And then, on the other hand, there is this road:

 

The key, for me, is that I'll be able to trace the value down to the single play level.  Someone will be able to ask "How much did Stanton's double on Aug 4, 2023 at Fenway, with a runner on 1B, in the 7th inning, down by 3 affect his value?", and I will be able to give a specific answer.

 

Well that’s great, if you can do that.   If you can do that, that’s the exact opposite of the road that others have started down, the road of attributing nothing to anything except it was just luck.  The problem I would foresee with that is that between the vastly unequal weights of essentially similar events—ie Mookie Betts and Bill Mazeroski. . . .between the vastly unequal weights given to similar events and the inherently de-stabilizing effects of the structure of WAR.   Between those two you’re going to wind up with data that will look to everyone else as if it is unreasonable.  Two players in similar parks and with similar defense, each of them hits .275 with 20 homers, but one of them will be evaluated with 8 WAR and the other only with 1 WAR,  I think.  

 

But apart from that, I’m all with you in pursuing that goal.  I am with you, because inside this universe of randomness, there is something real that is happening, something that is predictable and unpredictable, something that is both understood and not understood.  What you have to do to gain insight into that world, and to take understanding from it, it to stay with the problem long enough.  

 
 

COMMENTS (30 Comments, most recent shown first)

TheRicemanCometh
Just a tidbit to the John Hiller comment. WPA lists him at 8.4 that year, which I believe is the highest ever for a relief pitcher. He led the majors (pitchers and hitters) in WPA that year.
3:03 PM Jan 19th
 
Anyone
I'm with Bill in that in evaluating a player's past/career accomplishments, performance should be the main factor rather than ability, including such aspects of performance as clutch performance that are, at the least, much more noise (which I prefer as another poster does to "random") than ability, if there is any ability involved at all.

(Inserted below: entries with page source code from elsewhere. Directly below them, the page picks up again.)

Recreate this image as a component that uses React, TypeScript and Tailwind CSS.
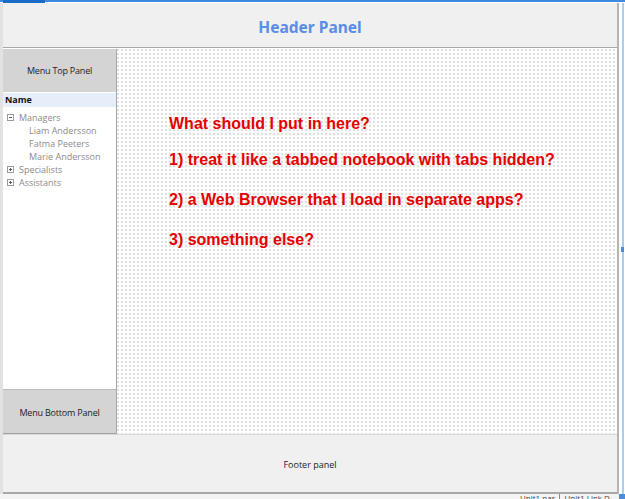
import React from "react";

const Box = ({ minus }: { minus?: boolean }) => (
  <span className="relative inline-block w-[7px] h-[7px] border border-[#9a9a9a] bg-white mr-[5px] shrink-0">
    <span className="absolute left-[1px] top-[2px] w-[3px] h-[1px] bg-[#555]" />
    {!minus && <span className="absolute left-[2px] top-[1px] w-[1px] h-[3px] bg-[#555]" />}
  </span>
);

export default function App() {
  const uiFont = { fontFamily: '"Open Sans", "Noto Sans", sans-serif' };
  return (
    <div className="w-[625px] h-[499px] overflow-hidden bg-white flex flex-col" style={uiFont}>
      {/* top blue line */}
      <div className="h-[3px] flex shrink-0">
        <div className="w-[3px] h-[2px] bg-[#3d8be0]" />
        <div className="w-[42px] h-[3px] bg-[#1b6cc9]" />
        <div className="flex-1 h-[2px] bg-[#3d8be0]" />
      </div>
      <div className="flex h-[491px] shrink-0">
        <div className="w-[3px] bg-[#e2e2e2]" />
        {/* form */}
        <div className="w-[616px] flex flex-col border-r-2 border-[#b4b4b4]">
          {/* header */}
          <div className="h-[45px] bg-[#f0f0f0] border-b border-[#a8a8a8] flex items-center justify-center">
            <span className="text-[15.5px] font-bold text-[#5a8de6] mt-[5px]" style={{ fontFamily: '"Noto Sans", sans-serif' }}>
              Header Panel
            </span>
          </div>
          <div className="h-[1px] bg-white" />
          {/* middle */}
          <div className="h-[385px] flex">
            <div className="w-[114px] flex flex-col border-r border-[#a8a8a8]">
              <div className="h-[43px] bg-[#d4d4d4] flex items-center justify-center text-[9px] text-[#222] tracking-[-0.2px]">
                Menu Top Panel
              </div>
              <div className="flex-1 bg-white flex flex-col text-[9px] text-[#8c8c8c]">
                <div className="h-[14px] mt-[1px] bg-[#e6eef9] flex items-center pl-[2px] font-bold text-[#111]">Name</div>
                <div className="flex flex-col pt-[4px]">
                  <div className="h-[13px] flex items-center pl-[4px]"><Box minus />Managers</div>
                  <div className="h-[13px] flex items-center pl-[26px]">Liam Andersson</div>
                  <div className="h-[13px] flex items-center pl-[26px]">Fatma Peeters</div>
                  <div className="h-[13px] flex items-center pl-[26px]">Marie Andersson</div>
                  <div className="h-[13px] flex items-center pl-[4px]"><Box />Specialists</div>
                  <div className="h-[13px] flex items-center pl-[4px]"><Box />Assistants</div>
                </div>
              </div>
              <div className="h-[45px] bg-[#d4d4d4] border-t border-[#bcbcbc] border-b border-b-[#a0a0a0] flex items-center justify-center text-[9px] text-[#222] tracking-[-0.2px]">
                <span className="mt-[3px]">Menu Bottom Panel</span>
              </div>
            </div>
            <div
              className="flex-1 bg-[#fdfdfd] bg-[radial-gradient(circle_at_1px_1px,#bcbcbc_0.6px,transparent_0.8px)] bg-[size:4px_4px] pl-[52px] pt-[66px] flex flex-col"
              style={{ fontFamily: '"Liberation Sans", Arial, sans-serif' }}
            >
              <div className="text-[16px] leading-[18px] font-bold text-[#e60000]">What should I put in here?</div>
              <div className="text-[16px] leading-[18px] font-bold text-[#e60000] mt-[18px]">1) treat it like a tabbed notebook with tabs hidden?</div>
              <div className="text-[16px] leading-[18px] font-bold text-[#e60000] mt-[22px]">2) a Web Browser that I load in separate apps?</div>
              <div className="text-[16px] leading-[18px] font-bold text-[#e60000] mt-[22px]">3) something else?</div>
            </div>
          </div>
          {/* footer */}
          <div className="flex-1 bg-[#f0f0f0] border-t border-[#d8d8d8] border-b-2 border-b-[#a8a8a8] flex items-center justify-center text-[9px] text-[#222]">
            <span className="mt-[3px]">Footer panel</span>
          </div>
        </div>
        <div className="w-[3px] bg-white" />
        <div className="relative w-[2px] bg-[#a8cef3]">
          <div className="absolute left-[-1px] top-[244px] w-[3px] h-[5px] bg-[#4a8fdc]" />
        </div>
        <div className="flex-1 bg-white" />
      </div>
      {/* status strip */}
      <div className="flex-1 bg-[#f4f4f4] relative overflow-hidden">
        <div className="absolute left-[520px] top-[-1px] text-[8px] leading-[10px] text-[#444] flex items-start">
          <span className="pr-[4px] border-r border-[#888]">Unit1.pas</span>
          <span className="pl-[4px]">Unit1.Link  D</span>
        </div>
        <div className="absolute left-[619px] top-0 w-[6px] h-[5px] bg-[#4a8fdc]" />
      </div>
    </div>
  );
}
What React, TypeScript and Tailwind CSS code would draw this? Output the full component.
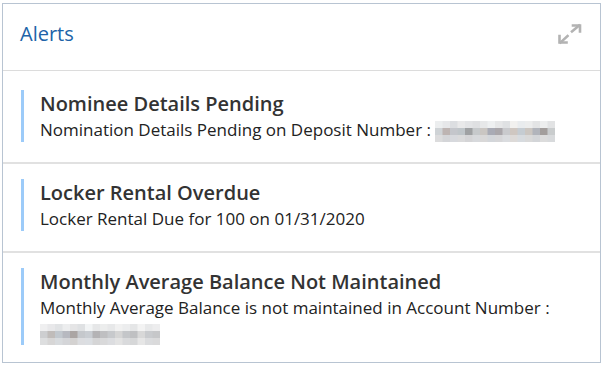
import React from "react";

const palette1 = [
  ["#eceeef", "#e6e7e9", "#dcdee1", "#e9e9ea", "#e3e4e6", "#dfe0e2", "#e7e8e9", "#eef0f1", "#e6e7e8", "#dfe1e3", "#f2f1ef", "#e9ecee", "#eceded", "#e3e4e5", "#edeeee", "#e2e3e4"],
  ["#cfd3d6", "#bdb4b2", "#c4c6cb", "#bfc5c9", "#9fa1a3", "#c6c9cb", "#cac6c2", "#a9abb5", "#aaa7ab", "#c9cacd", "#cfc7c1", "#c5ccd2", "#cbc6c1", "#b1b4bb", "#a39e9c", "#c9cccd"],
  ["#dcdcdd", "#d4d5d8", "#d7d9dd", "#dadadb", "#d4d4d6", "#d7d9dc", "#d9d8d8", "#d3d6da", "#d6d6d8", "#dadcdf", "#dddad8", "#d7dbdf", "#d9d9d9", "#d3d5d8", "#dcdcdc", "#d8dadc"],
];

const palette2 = [
  ["#efeff0", "#e8e8ea", "#e1e3e5", "#ecedee", "#e5e5e6", "#dfe1e3", "#f2f4f5", "#e6e7e8", "#eceded", "#e7e8e9", "#f1f1f1", "#ecedee", "#e5e6e7", "#f3f3f3", "#e8e9ea", "#ededee"],
  ["#cdced0", "#c0bcba", "#c2c8ce", "#b7b9c0", "#aba5a3", "#c5c8cc", "#c9cdd2", "#b4b3b5", "#bfbfc1", "#c7c9cc", "#d5d5d5", "#c4c6c9", "#bfc0c2", "#d8d8d8", "#c9cbce", "#c6c7c9"],
  ["#dddedf", "#d7d6d6", "#d8dbde", "#d4d5d8", "#d4d2d1", "#dcdde0", "#dbdee2", "#d5d5d6", "#d9d9da", "#dcdde0", "#e3e3e3", "#d9dadc", "#d6d7d8", "#e6e6e6", "#dbdcde", "#dadadb"],
];

function Mosaic({ rows }: { rows: string[][] }) {
  const cw = 7.5;
  const ch = 7;
  return (
    <svg width={120} height={21} viewBox="0 0 120 21" className="inline-block align-middle">
      {rows.map((r, i) =>
        r.map((c, j) => (
          <rect key={`${i}-${j}`} x={j * cw} y={i * ch} width={cw + 0.5} height={ch} fill={c} />
        ))
      )}
    </svg>
  );
}

function ExpandIcon() {
  return (
    <svg width="26" height="22" viewBox="0 0 26 22" fill="none" stroke="#b3b3b3" strokeWidth="2.6" strokeLinecap="square">
      <path d="M15 8.5 L22 2.5" />
      <path d="M16 2.5 H23 V8.5" />
      <path d="M10.5 13 L3.5 19.5" />
      <path d="M2.5 13 V19.5 H9.5" />
    </svg>
  );
}

function Item({
  title,
  children,
  first,
  last,
}: {
  title: string;
  children: React.ReactNode;
  first?: boolean;
  last?: boolean;
}) {
  return (
    <div
      className={`${first ? "pt-[19px]" : "pt-[15px]"} ${last ? "pb-[17px]" : "pb-[20px] border-b-2 border-[#e1e1e1]"} pl-[18px] pr-4`}
    >
      <div className="border-l-[3px] border-[#9ccbf9] pl-[16px]">
        <div className="text-[20px] leading-[27px] font-semibold text-[#333333]">{title}</div>
        <div className="text-[17px] leading-[25px] text-[#222222]">{children}</div>
      </div>
    </div>
  );
}

export default function App() {
  return (
    <div className="w-[603px] h-[367px] bg-white pt-[3px] px-[2px]" style={{ fontFamily: '"Open Sans", "Noto Sans", sans-serif' }}>
      <div className="border border-[#b8c4d2] bg-white">
        <div className="h-[67px] flex items-center justify-between pl-[17px] pr-[17px] pb-[6px] border-b border-[#dcdcdc]">
          <div className="text-[20px] text-[#2063a8]">Alerts</div>
          <ExpandIcon />
        </div>
        <Item title="Nominee Details Pending" first>
          Nomination Details Pending on Deposit Number : <Mosaic rows={palette1} />
        </Item>
        <Item title="Locker Rental Overdue">Locker Rental Due for 100 on 01/31/2020</Item>
        <Item title="Monthly Average Balance Not Maintained" last>
          Monthly Average Balance is not maintained in Account Number :
          <br />
          <Mosaic rows={palette2} />
        </Item>
      </div>
    </div>
  );
}
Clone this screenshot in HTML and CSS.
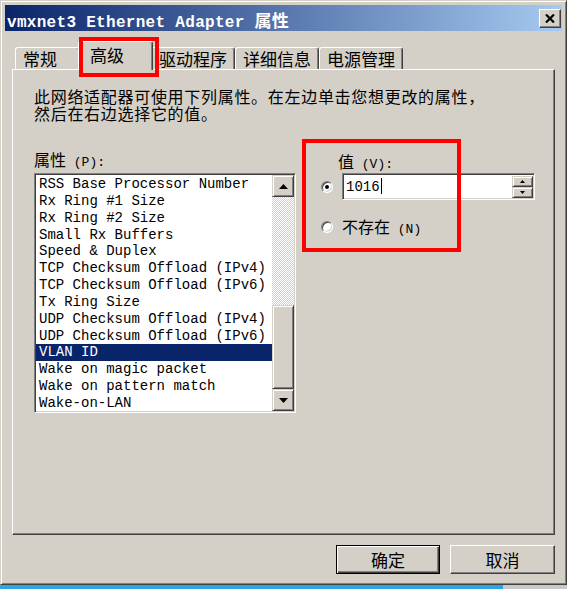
FILE: index.html
```html
<!DOCTYPE html>
<html lang="zh-CN">
<head>
    <meta charset="UTF-8">
    <title>vmxnet3 Ethernet Adapter 属性</title>
    <link rel="stylesheet" href="styles.css">
</head>
<body>
    <div class="dialog">
        <div class="title-bar">
            <span class="title-text">vmxnet3 Ethernet Adapter <span class="cjk">属性</span></span>
            <button class="close-btn" aria-label="关闭">
                <svg width="10" height="9" viewBox="0 0 10 9"><path d="M1 0.5 L9 8.5 M9 0.5 L1 8.5" stroke="#000" stroke-width="2.2"/></svg>
            </button>
        </div>

        <div class="tabs">
            <div class="tab">常规</div>
            <div class="tab active">高级</div>
            <div class="tab">驱动程序</div>
            <div class="tab">详细信息</div>
            <div class="tab">电源管理</div>
        </div>

        <div class="panel">
            <p class="desc">此网络适配器可使用下列属性。在左边单击您想更改的属性，<br>然后在右边选择它的值。</p>

            <div class="columns">
                <div class="prop-col">
                    <div class="field-label">属性<span class="hk"> (P):</span></div>
                    <div class="listbox">
                        <ul class="items">
                            <li>RSS Base Processor Number</li>
                            <li>Rx Ring #1 Size</li>
                            <li>Rx Ring #2 Size</li>
                            <li>Small Rx Buffers</li>
                            <li>Speed &amp; Duplex</li>
                            <li>TCP Checksum Offload (IPv4)</li>
                            <li>TCP Checksum Offload (IPv6)</li>
                            <li>Tx Ring Size</li>
                            <li>UDP Checksum Offload (IPv4)</li>
                            <li>UDP Checksum Offload (IPv6)</li>
                            <li class="selected">VLAN ID</li>
                            <li>Wake on magic packet</li>
                            <li>Wake on pattern match</li>
                            <li>Wake-on-LAN</li>
                        </ul>
                        <div class="scrollbar">
                            <div class="sb-btn">
                                <svg width="9" height="5" viewBox="0 0 9 5"><polygon points="0,5 9,5 4.5,0" fill="#000"/></svg>
                            </div>
                            <div class="sb-track"><div class="sb-thumb"></div></div>
                            <div class="sb-btn">
                                <svg width="9" height="5" viewBox="0 0 9 5"><polygon points="0,0 9,0 4.5,5" fill="#000"/></svg>
                            </div>
                        </div>
                    </div>
                </div>

                <div class="value-col">
                    <div class="field-label value-label">值<span class="hk"> (V):</span></div>
                    <div class="value-row">
                        <span class="radio checked"></span>
                        <div class="spin-field">
                            <span class="spin-text">1016<span class="caret"></span></span>
                            <div class="spin-btns">
                                <div class="spin-btn">
                                    <svg width="5" height="3" viewBox="0 0 5 3"><polygon points="0,3 5,3 2.5,0" fill="#000"/></svg>
                                </div>
                                <div class="spin-btn">
                                    <svg width="5" height="3" viewBox="0 0 5 3"><polygon points="0,0 5,0 2.5,3" fill="#000"/></svg>
                                </div>
                            </div>
                        </div>
                    </div>
                    <div class="absent-row">
                        <span class="radio"></span>
                        <span class="field-label">不存在<span class="hk"> (N)</span></span>
                    </div>
                </div>
            </div>
        </div>

        <div class="buttons">
            <button class="btn btn-default">确定</button>
            <button class="btn">取消</button>
        </div>
    </div>
</body>
</html>
```

FILE: styles.css
```css
*,
*::before,
*::after {
    margin: 0;
    padding: 0;
    box-sizing: border-box;
}

body {
    width: 567px;
    height: 589px;
    overflow: hidden;
    background: linear-gradient(to right, #2ba6e2 0, #2ba6e2 503px, #c8c8c8 503px);
    font-family: "Liberation Mono", "Noto Sans CJK SC", monospace;
    color: #000;
}

.dialog {
    width: 567px;
    height: 585px;
    padding: 4px 4px 0;
    background-color: #d4d0c8;
    border: 1px solid;
    border-color: #d4d0c8 #404040 #404040 #d4d0c8;
    box-shadow: inset 1px 1px #fff, inset -1px -1px #808080;
}

/* title bar */
.title-bar {
    height: 26px;
    padding: 0 1px 0 2px;
    display: flex;
    align-items: center;
    justify-content: space-between;
    background: linear-gradient(to right, #0a246a, #a6caf0);
}

.title-text {
    color: #fff;
    font-size: 16px;
    font-weight: bold;
    letter-spacing: 0.3px;
    padding-top: 3px;
    white-space: nowrap;
}

.title-text .cjk {
    font-family: "Noto Sans CJK SC", sans-serif;
    font-size: 17px;
}

.close-btn {
    width: 22px;
    height: 19px;
    display: flex;
    align-items: center;
    justify-content: center;
    background-color: #d4d0c8;
    border: 1px solid;
    border-color: #fff #404040 #404040 #fff;
    box-shadow: inset -1px -1px #808080;
}

/* tabs */
.tabs {
    height: 28px;
    margin-top: 10px;
    padding-left: 10px;
    display: flex;
    align-items: flex-end;
    position: relative;
    z-index: 1;
}

.tab {
    height: 22px;
    min-width: 65px;
    padding: 0 7px;
    font-family: "Noto Sans CJK SC", sans-serif;
    font-size: 17px;
    line-height: 21px;
    white-space: nowrap;
    background-color: #d4d0c8;
    border-top: 1px solid #fff;
    border-left: 1px solid #fff;
    border-right: 1px solid #404040;
    border-radius: 3px 3px 0 0;
    box-shadow: inset -1px 0 #808080;
}

.tab.active {
    height: 29px;
    min-width: 75px;
    margin: 0 -2px -1px;
    padding-left: 11px;
    line-height: 26px;
    position: relative;
}

/* red annotation over the tab */
.tab.active::after {
    content: "";
    position: absolute;
    left: 0;
    top: -5px;
    width: 80px;
    height: 40px;
    border: 4px solid #ff0000;
}

/* tab page */
.panel {
    height: 466px;
    margin: 0 7px;
    padding: 18px 20px 0 21px;
    border: 1px solid;
    border-color: #fff #404040 #404040 #fff;
    box-shadow: inset -1px -1px #808080;
}

.desc {
    font-family: "Noto Sans CJK SC", sans-serif;
    font-size: 16px;
    line-height: 17px;
    letter-spacing: 0.7px;
    white-space: nowrap;
}

.columns {
    display: flex;
    align-items: flex-start;
    margin-top: 17px;
}

.field-label {
    font-family: "Noto Sans CJK SC", sans-serif;
    font-size: 16px;
    line-height: 17px;
    white-space: nowrap;
}

.hk {
    font-family: "Liberation Mono", monospace;
    font-size: 13px;
    line-height: 10px;
}

.prop-col {
    width: 262px;
    margin-top: 12px;
}

.listbox {
    height: 240px;
    margin-top: 5px;
    padding: 1px;
    display: flex;
    background-color: #fff;
    border: 1px solid;
    border-color: #808080 #fff #fff #808080;
    box-shadow: inset 1px 1px #404040, inset -1px -1px #d4d0c8;
}

.items {
    flex: 1;
    list-style: none;
    padding-top: 1px;
    overflow: hidden;
    font-size: 14px;
    line-height: 16.85px;
}

.items li {
    padding-left: 3px;
    white-space: nowrap;
}

.items li.selected {
    background-color: #0a246a;
    color: #fff;
}

.scrollbar {
    width: 22px;
    display: flex;
    flex-direction: column;
}

.sb-btn,
.sb-thumb,
.spin-btn,
.btn {
    background-color: #d4d0c8;
    border: 1px solid;
    border-color: #d4d0c8 #404040 #404040 #d4d0c8;
    box-shadow: inset 1px 1px #fff, inset -1px -1px #808080;
}

.sb-btn {
    height: 22px;
    display: flex;
    align-items: center;
    justify-content: center;
}

.sb-track {
    flex: 1;
    padding-top: 108px;
    background: repeating-conic-gradient(#fff 0 25%, #d4d0c8 0 50%) 0 0 / 2px 2px;
}

.sb-thumb {
    height: 84px;
}

/* value group, framed in red */
.value-col {
    width: 159px;
    height: 113px;
    margin-left: 6px;
    padding: 14px 0 0 4px;
    position: relative;
}

.value-col::after {
    content: "";
    position: absolute;
    inset: 0;
    border: 4px solid #ff0000;
}

.value-label {
    margin-left: 32px;
}

.value-row {
    height: 27px;
    margin-top: 3px;
    padding-left: 15px;
    display: flex;
    align-items: center;
}

.radio {
    width: 12px;
    height: 12px;
    flex-shrink: 0;
    border-radius: 50%;
    background-color: #fff;
    border: 1px solid;
    border-color: #808080 #fff #fff #808080;
    box-shadow: inset 1px 1px #404040, inset -1px -1px #d4d0c8;
    display: flex;
    align-items: center;
    justify-content: center;
}

.radio.checked::after {
    content: "";
    width: 4px;
    height: 4px;
    border-radius: 50%;
    background-color: #000;
}

.spin-field {
    width: 193px;
    height: 27px;
    flex-shrink: 0;
    margin-left: 9px;
    padding: 2px 0 1px 2px;
    display: flex;
    background-color: #fff;
    border: 1px solid;
    border-color: #808080 #fff #fff #808080;
    box-shadow: inset 1px 1px #404040, inset -1px -1px #d4d0c8;
}

.spin-text {
    flex: 1;
    padding-left: 1px;
    font-size: 14px;
    line-height: 22px;
}

.caret {
    display: inline-block;
    width: 1px;
    height: 16px;
    margin-left: 1px;
    vertical-align: -3px;
    background-color: #000;
}

.spin-btns {
    width: 21px;
    margin-right: 1px;
    display: flex;
    flex-direction: column;
}

.spin-btn {
    flex: 1;
    display: flex;
    align-items: center;
    justify-content: center;
}

.absent-row {
    margin-top: 18px;
    padding-left: 15px;
    display: flex;
    align-items: center;
    gap: 9px;
}

/* dialog buttons */
.buttons {
    margin-top: 10px;
    padding-right: 7px;
    display: flex;
    justify-content: flex-end;
    gap: 10px;
}

.btn {
    width: 105px;
    height: 29px;
    font-family: "Noto Sans CJK SC", sans-serif;
    font-size: 17px;
    color: #000;
    border-color: #fff #404040 #404040 #fff;
    box-shadow: inset -1px -1px #808080;
}

.btn-default {
    width: 104px;
    border: 1px solid #000;
    box-shadow: inset 1px 1px #fff, inset -1px -1px #404040, inset -2px -2px #808080;
}
```
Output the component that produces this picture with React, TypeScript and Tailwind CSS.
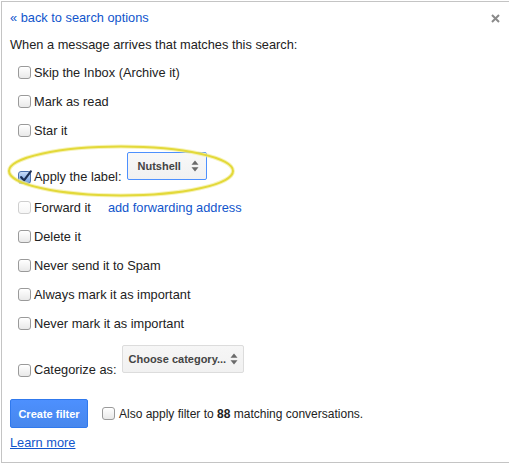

I'd say also we need to be careful with that, though, to avoid giving players credit for having good teammates, which is why I really hate any use of pitcher wins. But if an average player hits like Babe Ruth in clutch situations a given year, then yes: That player should get extra credit, not when considering a future contract, but in evaluating his performance that season.

A couple of notes on BABIP, as applied, among other things, to Cash: Cash probably did something a lot better when he had the great BABIP than when he had an awful one. Voros asserted that pitchers have no impact on BABIP (which has evolved among almost everyone to mean pitchers have a lot less impact on BABIP than we thought, but not zero), though even in Voros' view it isn't random, as much of the difference is his defense's fielding.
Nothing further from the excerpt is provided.